6:28 a.m. 46 degrees, wind SSE 4 mph, a Hoagy Carmichael and Ray Charles breeze . . . Georgia on My Mind. Sky: a rebellion of blue and gray, bruised but gorgeous, spitting rain. Half-an-hour later, the cloud ceiling shreds and opens in the west, long frayed fingers, wispy and curled, celestial bangs dangling through an open pale-purple rinse. Permanent streams: status quo flow minus snow (and ice). Wetlands: subdued light on the marsh; reeds motionless under gray-blue, opening by the moment. Pond: five hooded mergansers, three females and two first-year males, no longer confined by ice. Two of the ducks, wings aloft, rush across the surface. Airborne, they circle the pond twice and then pitch into the marsh; my two German shepherds and three remaining mergansers stare with bemused resignation at a world in flux. No sign of the mink, the otter, the snapping turtle, painted turtles, frogs, tadpoles, or blithely water-skating insects. Looks like November. Feels like May.
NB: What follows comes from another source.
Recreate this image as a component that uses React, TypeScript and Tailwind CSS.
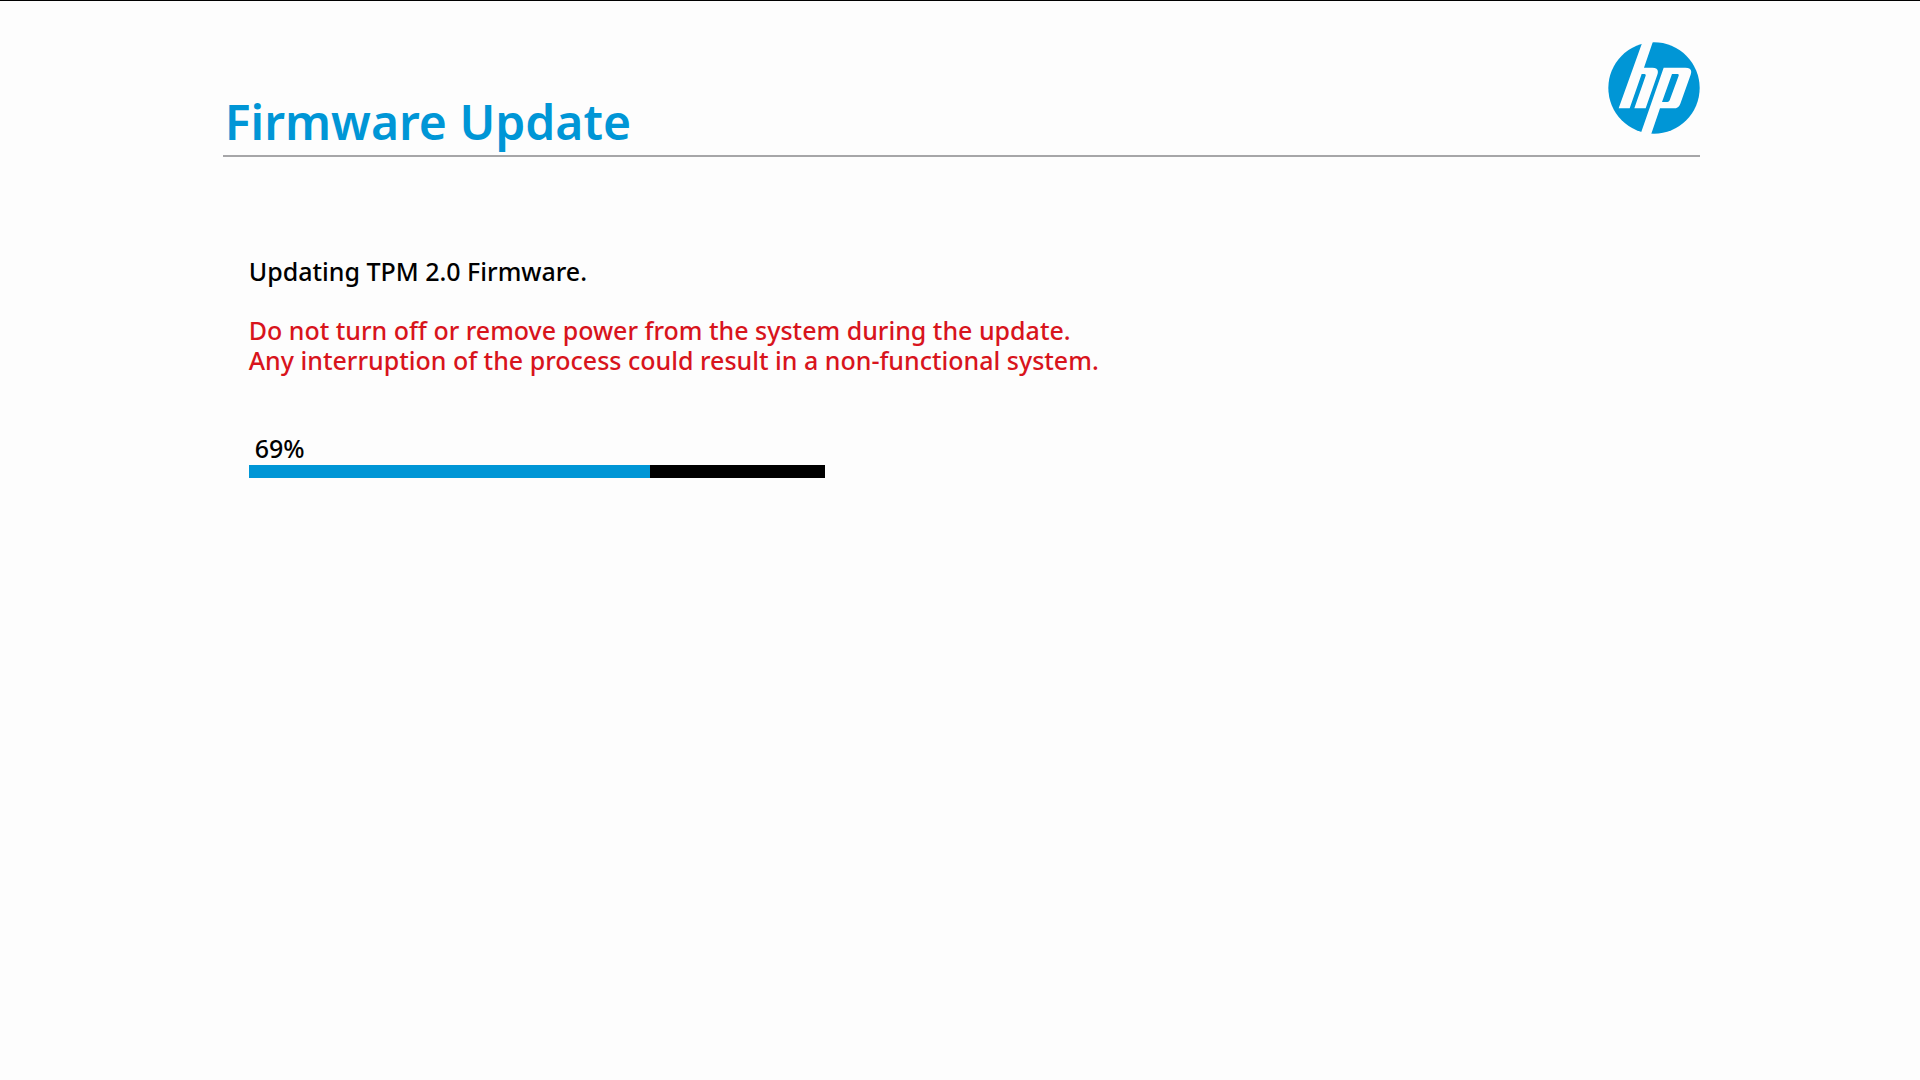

Pileated laughs at a private joke then passes through the open canopy, red crest swept back, a pterodactyl of bird, rising and sinking in joyous undulations, completely oblivious to absentee ballots. Three chickadees hang upside down from the ends of hemlock twigs, prying tiny seeds out of tiny cones . . . their specialized legs muscles, which permit dangling inversion, would impress Walter Payton or Bo Jackson. Maybe even Jim Brown.
In the neighborhood of acrobatic chickadees, a chorus of nuthatches, redder than white, blue jays, crows, and a trio of red squirrels chattering in the pines. One squirrel launches from maple to pine at a forty-five-degree angle, four limbs extended . . . similar to the nascent glide that an ancestral flying squirrel took more than thirty million years ago.
Chickadees, busily exercising their leg muscles, ignore the squirrel . . . a strategy we should use for political polls, which are as obsolete as bellbottoms.
Appalled at the huge waste of money and time spent on politics, I turn to one of my mentors, Walt Whitman, who wrote:
This is what you should do:
Love the earth and sun and animals,
despise riches, give alms to everyone that asks,
stand up for the stupid and crazy,
devote your income and labor to others, hate tyrants,
argue not concerning God,
have patience and indulgence toward the people...
reexamine all you have been told in school or church or in any book,
dismiss what insults your very soul,
and your flesh shall become a great poem.